If I can hit 290+ fsb, there's no way the ram will do that... I doubt it anyway - corsair ddr466. I'd still run a ratio (5:4 if I can swing it, or 3:2 if I must) and let dual-channel recover as much of the loss as it can.

Basically my gameplan is a) run 3:2 and increment fsb and voltages til I max out fsb

and

b) run 1:1 and play with vdimm and see how high I can push the ram before I start getting artifacts / instability.

Then compare benches / bandwidth / 'feel' from both and go with a gut choice. ;)
 
Well... I'm pretty dissapointed. My ram has turned into a serious limiter. No matter what I tried (overclocked, default speeds, etc) I couldn't get it to boot with more than 1.60 vdimm. Any speeds over 230mhz or ANY speed with tight timings either produced errors in memtest86 or just wouldn't boot.

Attempting to strap as psb400 failed every time, absolutely could not. This meant no 3:4 divider, so I ended up going back to what I originally had, 266/5:4 (instead of something like 280/4:3 with slightly better timings, which I'm pretty sure it would have done.

While running a 3:2 ratio I also couldn't get anything more than 285 fsb, and that wasn't stable. =/ (I stopped at 1.65vcore, but I'm back down to 1.5 or .575 now, forget which.)

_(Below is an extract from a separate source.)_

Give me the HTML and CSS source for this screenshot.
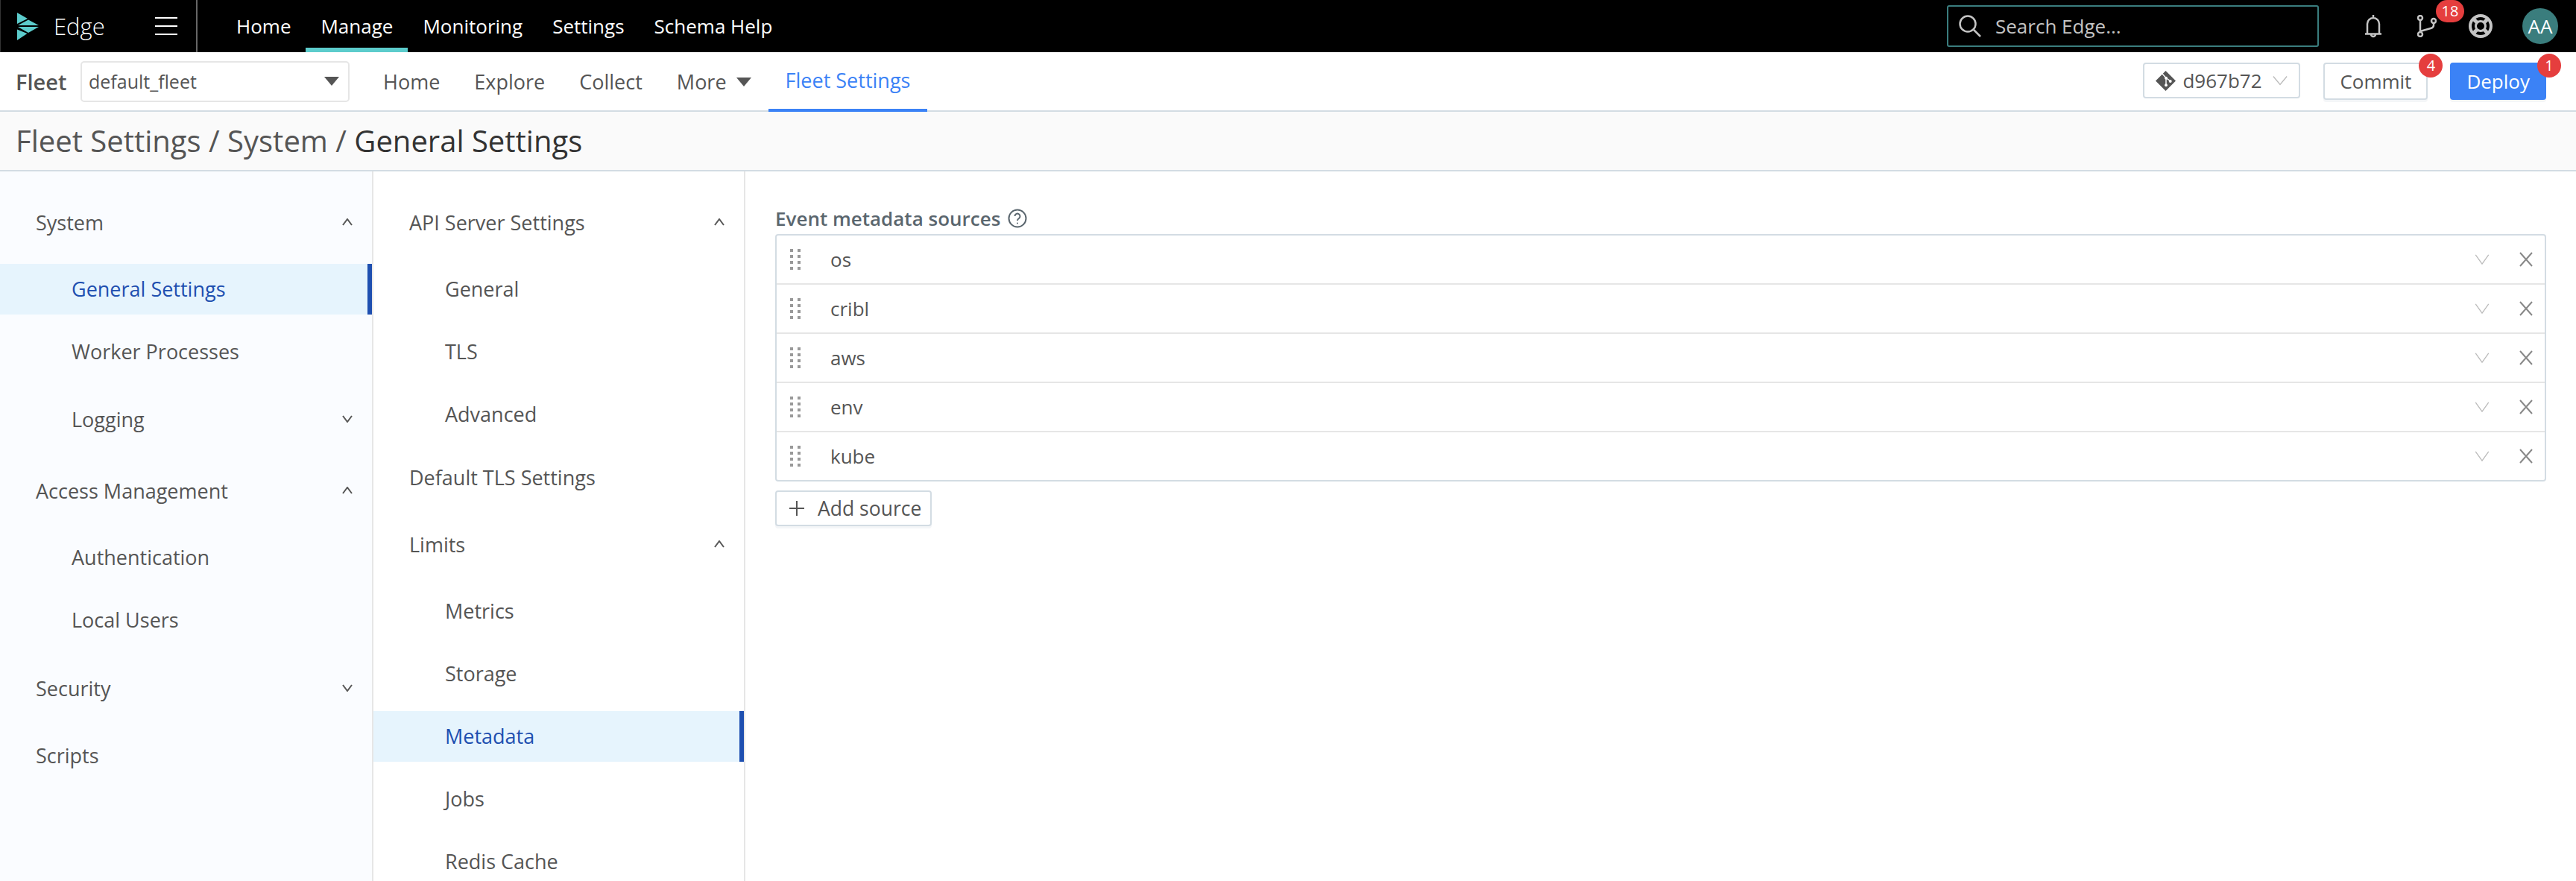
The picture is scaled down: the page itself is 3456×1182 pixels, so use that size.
FILE: index.html
```html
<!DOCTYPE html>
<html lang="en">
<head>
  <meta charset="UTF-8">
  <meta name="viewport" content="width=device-width, initial-scale=1.0">
  <title>Fleet Settings - General Settings</title>
  <link rel="stylesheet" href="styles.css">
</head>
<body>
  <header class="topbar">
    <div class="brand">
      <svg class="logo" viewBox="0 0 30 37"><path d="M0 0 14 8 0 15Z M1 17 15 9.500 29 17Z M1 19H29L15 27Z M0 22.500 13.500 28 0 37Z"/></svg>
      <span class="brand-name">Edge</span>
      <span class="burger"><i></i><i></i><i></i></span>
    </div>
    <nav class="topnav">
      <a href="#">Home</a>
      <a href="#" class="active">Manage</a>
      <a href="#">Monitoring</a>
      <a href="#">Settings</a>
      <a href="#">Schema Help</a>
    </nav>
    <div class="search">
      <svg class="search-icon" viewBox="0 0 30 30"><circle cx="12" cy="12" r="10.500"/><path d="M19.500 19.500 29 29"/></svg>
      <span>Search Edge...</span>
    </div>
    <div class="top-icons">
      <svg class="bell" viewBox="0 0 24 32"><path d="M4 26V13a8 8 0 0 1 16 0v13M1 26.500h22M12 1v4M9 27a3 3 0 0 0 6 0"/></svg>
      <span class="branch">
        <svg viewBox="0 0 26 30"><circle cx="4" cy="4" r="3"/><circle cx="4" cy="26" r="3"/><circle cx="22" cy="8" r="3"/><path d="M4 7v16M4 22l14-4q4-1 4-4v-3"/></svg>
        <b class="badge wide">18</b>
      </span>
      <svg class="buoy" viewBox="0 0 32 32"><circle cx="16" cy="16" r="14" stroke-width="4"/><circle cx="16" cy="16" r="6.500" stroke-width="3"/><path d="M6 6l6 6M26 6l-6 6M6 26l6-6M26 26l-6-6" stroke-width="5"/></svg>
      <span class="avatar">AA</span>
    </div>
  </header>

  <div class="fleetbar">
    <span class="fleet-label">Fleet</span>
    <div class="fleet-select"><span>default_fleet</span><i class="tri"></i></div>
    <nav class="subnav">
      <a href="#">Home</a>
      <a href="#">Explore</a>
      <a href="#">Collect</a>
      <a href="#">More<i class="tri"></i></a>
      <a href="#" class="active">Fleet Settings</a>
    </nav>
    <div class="fleet-actions">
      <div class="commit-ref">
        <svg class="git" viewBox="0 0 28 28"><path d="M14 0 28 14 14 28 0 14Z"/><path class="git-cut" d="M8 2.500 14.500 10V20M14.500 10 21 14.500"/><circle class="git-dot" cx="14.500" cy="20" r="2"/><circle class="git-dot" cx="14.500" cy="10" r="2"/><circle class="git-dot" cx="20.500" cy="14.500" r="2"/></svg>
        <span>d967b72</span>
        <svg class="chev light" viewBox="0 0 22 14"><path d="M1 1l10 12L21 1"/></svg>
      </div>
      <button class="btn">Commit<b class="badge">4</b></button>
      <button class="btn primary">Deploy<b class="badge">1</b></button>
    </div>
  </div>

  <div class="crumbs">Fleet Settings / System / <span>General Settings</span></div>

  <div class="page">
    <aside class="side">
      <div class="group wide">
        <div class="head">System<svg class="caret" viewBox="0 0 14 10"><path d="M1 9l6-8 6 8"/></svg></div>
        <div class="kids">
          <a class="item active">General Settings</a>
          <a class="item">Worker Processes</a>
          <div class="head sub">Logging<svg class="caret" viewBox="0 0 14 10"><path d="M1 1l6 8 6-8"/></svg></div>
        </div>
      </div>
      <div class="group wide">
        <div class="head">Access Management<svg class="caret" viewBox="0 0 14 10"><path d="M1 9l6-8 6 8"/></svg></div>
        <div class="kids">
          <a class="item">Authentication</a>
          <a class="item">Local Users</a>
        </div>
      </div>
      <div class="group mid">
        <div class="head">Security<svg class="caret" viewBox="0 0 14 10"><path d="M1 1l6 8 6-8"/></svg></div>
      </div>
      <div class="group">
        <div class="head">Scripts</div>
      </div>
    </aside>

    <aside class="side second">
      <div class="group">
        <div class="head">API Server Settings<svg class="caret" viewBox="0 0 14 10"><path d="M1 9l6-8 6 8"/></svg></div>
        <div class="kids">
          <a class="item">General</a>
          <a class="item">TLS</a>
          <a class="item">Advanced</a>
        </div>
      </div>
      <div class="group mid">
        <div class="head">Default TLS Settings</div>
      </div>
      <div class="group">
        <div class="head">Limits<svg class="caret" viewBox="0 0 14 10"><path d="M1 9l6-8 6 8"/></svg></div>
        <div class="kids">
          <a class="item">Metrics</a>
          <a class="item">Storage</a>
          <a class="item active">Metadata</a>
          <a class="item">Jobs</a>
          <a class="item">Redis Cache</a>
        </div>
      </div>
    </aside>

    <main class="content">
      <label class="field-label">Event metadata sources
        <svg class="help" viewBox="0 0 26 26"><circle cx="13" cy="13" r="11.500"/><path d="M9.500 10a3.500 3.500 0 1 1 5.500 3c-1.300.9-2 1.500-2 3"/><circle class="dot" cx="13" cy="19.500" r="1"/></svg>
      </label>
      <div class="sources">
        <div class="source"><span class="grip"><i></i><i></i><i></i><i></i><i></i><i></i><i></i><i></i></span><span class="source-name">os</span><svg class="chev light" viewBox="0 0 22 16"><path d="M1 1l10 14L21 1"/></svg><svg class="close" viewBox="0 0 18 20"><path d="M1 1l16 18M17 1 1 19"/></svg></div>
        <div class="source"><span class="grip"><i></i><i></i><i></i><i></i><i></i><i></i><i></i><i></i></span><span class="source-name">cribl</span><svg class="chev light" viewBox="0 0 22 16"><path d="M1 1l10 14L21 1"/></svg><svg class="close" viewBox="0 0 18 20"><path d="M1 1l16 18M17 1 1 19"/></svg></div>
        <div class="source"><span class="grip"><i></i><i></i><i></i><i></i><i></i><i></i><i></i><i></i></span><span class="source-name">aws</span><svg class="chev light" viewBox="0 0 22 16"><path d="M1 1l10 14L21 1"/></svg><svg class="close" viewBox="0 0 18 20"><path d="M1 1l16 18M17 1 1 19"/></svg></div>
        <div class="source"><span class="grip"><i></i><i></i><i></i><i></i><i></i><i></i><i></i><i></i></span><span class="source-name">env</span><svg class="chev light" viewBox="0 0 22 16"><path d="M1 1l10 14L21 1"/></svg><svg class="close" viewBox="0 0 18 20"><path d="M1 1l16 18M17 1 1 19"/></svg></div>
        <div class="source"><span class="grip"><i></i><i></i><i></i><i></i><i></i><i></i><i></i><i></i></span><span class="source-name">kube</span><svg class="chev light" viewBox="0 0 22 16"><path d="M1 1l10 14L21 1"/></svg><svg class="close" viewBox="0 0 18 20"><path d="M1 1l16 18M17 1 1 19"/></svg></div>
      </div>
      <button class="btn add"><svg class="plus" viewBox="0 0 20 20"><path d="M10 0v20M0 10h20"/></svg>Add source</button>
    </main>
  </div>
</body>
</html>
```

FILE: styles.css
```css
* {
  box-sizing: border-box;
}
html, body {
  height: 100%;
}
body {
  margin: 0;
  height: 1182px;
  overflow: hidden;
  font-family: "Open Sans", sans-serif;
  font-size: 26px;
  color: #555;
  background: white;
}
a {
  color: inherit;
  text-decoration: none;
}
svg {
  fill: none;
  stroke: currentColor;
  flex: none;
}

/* top bar */
.topbar {
  height: 70px;
  background: black;
  color: white;
  display: flex;
  align-items: center;
}
.brand {
  width: 265px;
  height: 70px;
  padding-left: 22px;
  border-left: 1px solid #333;
  border-right: 2px solid #666;
  display: flex;
  align-items: center;
}
.logo {
  width: 30px;
  height: 37px;
  fill: #5ccccc;
  stroke: none;
}
.brand-name {
  font-size: 31px;
  font-weight: 300;
  margin-left: 19px;
  width: 136px;
}
.burger {
  display: flex;
  flex-direction: column;
  gap: 9px;
}
.burger i {
  display: block;
  width: 30px;
  height: 2px;
  background: white;
}
.topnav {
  display: flex;
  margin-left: 32px;
}
.topnav a {
  height: 70px;
  line-height: 70px;
  padding: 0 20px;
}
.topnav a.active {
  border-bottom: 6px solid #5ccccc;
}
.search {
  width: 499px;
  height: 56px;
  margin-left: auto;
  padding-left: 14px;
  border: 2px solid #3a7d7e;
  border-radius: 3px;
  color: #c4c4c4;
  display: flex;
  align-items: center;
  gap: 19px;
}
.search-icon {
  width: 30px;
  height: 30px;
  stroke-width: 2.500;
}
.top-icons {
  width: 345px;
  display: flex;
  align-items: center;
  color: #c4c4c4;
}
.bell {
  width: 24px;
  height: 32px;
  margin-left: 61px;
  stroke-width: 2.500;
}
.branch {
  position: relative;
  display: flex;
  margin-left: 47px;
}
.branch svg {
  width: 26px;
  height: 30px;
  stroke-width: 2.500;
}
.buoy {
  width: 32px;
  height: 32px;
  margin-left: 43px;
}
.avatar {
  width: 48px;
  height: 48px;
  margin-left: 40px;
  border-radius: 50%;
  background: #3a7d7d;
  color: white;
  text-align: center;
  line-height: 48px;
}
.badge {
  position: absolute;
  top: -14px;
  right: -22px;
  min-width: 32px;
  height: 32px;
  border-radius: 16px;
  background: #e53e3e;
  color: white;
  font-size: 20px;
  font-weight: 400;
  line-height: 32px;
  text-align: center;
}
.badge.wide {
  top: -20px;
  right: -37px;
  width: 38px;
  height: 30px;
  line-height: 30px;
}

/* fleet bar */
.fleetbar {
  height: 80px;
  padding-left: 21px;
  border-bottom: 2px solid #d3dce3;
  display: flex;
  align-items: center;
}
.fleet-label {
  font-weight: 600;
  font-size: 29px;
  width: 87px;
}
.fleet-select {
  width: 361px;
  height: 55px;
  padding: 0 12px 0 9px;
  border: 2px solid #e6e6e6;
  border-radius: 5px;
  font-size: 25px;
  display: flex;
  align-items: center;
  justify-content: space-between;
}
.tri {
  display: block;
  width: 0;
  height: 0;
  border-left: 10px solid transparent;
  border-right: 10px solid transparent;
  border-top: 12px solid #555;
}
.subnav {
  display: flex;
  margin-left: 22px;
  align-self: stretch;
  font-size: 27px;
}
.subnav a {
  padding: 0 23px;
  line-height: 78px;
  display: flex;
  align-items: center;
  gap: 13px;
  margin-bottom: -2px;
  font-weight: 500;
}
.subnav a.active {
  color: #3b82f6;
  border-bottom: 4px solid #3b82f6;
}
.fleet-actions {
  margin-left: auto;
  padding-right: 40px;
  display: flex;
  align-items: center;
}
.commit-ref {
  width: 211px;
  height: 48px;
  padding-left: 15px;
  border: 2px solid #d3dce3;
  border-radius: 4px;
  display: flex;
  align-items: center;
  margin-top: -2px;
}
.git {
  width: 27px;
  height: 27px;
  fill: #555;
  stroke: none;
}
.git-cut {
  fill: none;
  stroke: white;
  stroke-width: 1.500;
}
.git-dot {
  fill: white;
}
.commit-ref span {
  margin-left: 9px;
}
.chev {
  width: 20px;
  height: 14px;
  stroke-width: 1.500;
}
.chev.light {
  color: #bbb;
}
.commit-ref .chev {
  margin-left: 14px;
}
.btn {
  position: relative;
  height: 50px;
  padding: 0 20px;
  border: 2px solid #d3dce3;
  border-radius: 4px;
  background: white;
  color: #555;
  font-family: inherit;
  font-size: 26px;
  box-shadow: 0 3px 0 #f4f6f8;
}
.fleet-actions .btn {
  margin-left: 31px;
}
.fleet-actions .primary {
  margin-left: 30px;
  border-color: #3b82f6;
  background: #3b82f6;
  color: white;
}

/* breadcrumb */
.crumbs {
  height: 80px;
  padding-left: 21px;
  background: #fafafa;
  border-bottom: 2px solid #d3dce3;
  font-size: 40px;
  line-height: 78px;
  color: #555;
}
.crumbs span {
  color: #333;
}

/* layout */
.page {
  display: flex;
  height: 952px;
}
.side {
  width: 501px;
  height: 100%;
  padding-top: 32px;
  background: #fafcff;
  border-right: 2px solid #e6e6e6;
  overflow: hidden;
  font-size: 27px;
  font-weight: 500;
}
.side.second {
  width: 499px;
  background: white;
}
.group {
  margin-bottom: 14px;
}
.group.mid {
  margin-bottom: 18px;
}
.group.wide {
  margin-bottom: 21px;
}
.head {
  height: 72px;
  padding: 0 26px 0 48px;
  display: flex;
  align-items: center;
  justify-content: space-between;
}
.head.sub {
  padding-left: 96px;
  margin-top: 4px;
  margin-bottom: 3px;
}
.caret {
  width: 14px;
  height: 10px;
  stroke-width: 2;
}
.kids {
  margin-top: 20px;
  display: flex;
  flex-direction: column;
  gap: 16px;
}
.item {
  display: block;
  height: 68px;
  padding-left: 96px;
  line-height: 68px;
}
.item.active {
  background: #e6f4fd;
  border-right: 6px solid #1e4fb0;
  color: #1e4fb0;
}

/* metadata sources */
.content {
  flex: 1;
  padding: 46px 40px 0;
}
.field-label {
  display: flex;
  align-items: center;
  gap: 10px;
  height: 34px;
  font-weight: 600;
  color: #5a666e;
}
.help {
  width: 26px;
  height: 26px;
  stroke-width: 2;
}
.help .dot {
  fill: currentColor;
  stroke: none;
}
.sources {
  margin-top: 4px;
  border: 2px solid #d3dce3;
  border-radius: 4px;
}
.source {
  height: 66px;
  padding-left: 18px;
  padding-right: 16px;
  border-bottom: 2px solid #e6e6e6;
  display: flex;
  align-items: center;
}
.source:last-child {
  height: 64px;
  border-bottom: none;
}
.grip {
  width: 14px;
  display: grid;
  grid-template-columns: 4px 4px;
  justify-content: space-between;
  gap: 4px 0;
}
.grip i {
  display: block;
  width: 4px;
  height: 4px;
  background: #999;
}
.source-name {
  margin-left: 40px;
  flex: 1;
}
.close {
  width: 18px;
  height: 20px;
  margin-left: 40px;
  color: #888;
  stroke-width: 2;
}
.add {
  height: 48px;
  margin-top: 12px;
  padding: 0 12px 0 17px;
  font-size: 26.500px;
  display: flex;
  align-items: center;
  gap: 18px;
}
.plus {
  width: 20px;
  height: 20px;
  stroke-width: 2;
}
```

Maybe I'll get some better ram (this corsair ddr466, dissapointment =/) or more likely, just be happy with the working oc'd box until spring when I try to make the switch to conroe and pci-e gpu.
 
Always make sure your AGP/NB voltage is max out, this helps stability at high FSB, and it helps your RAM at high speeds flow through the northbridge on route to the CPU vice versa.
 
Ok, might try again later then.

edit -

northbridge voltage increase seems to have helped. I didn't rigorously play around like I did last night, but right now I'm at 280:224 / 5:4 stable, which is more than I got last night. Thanks for the tip!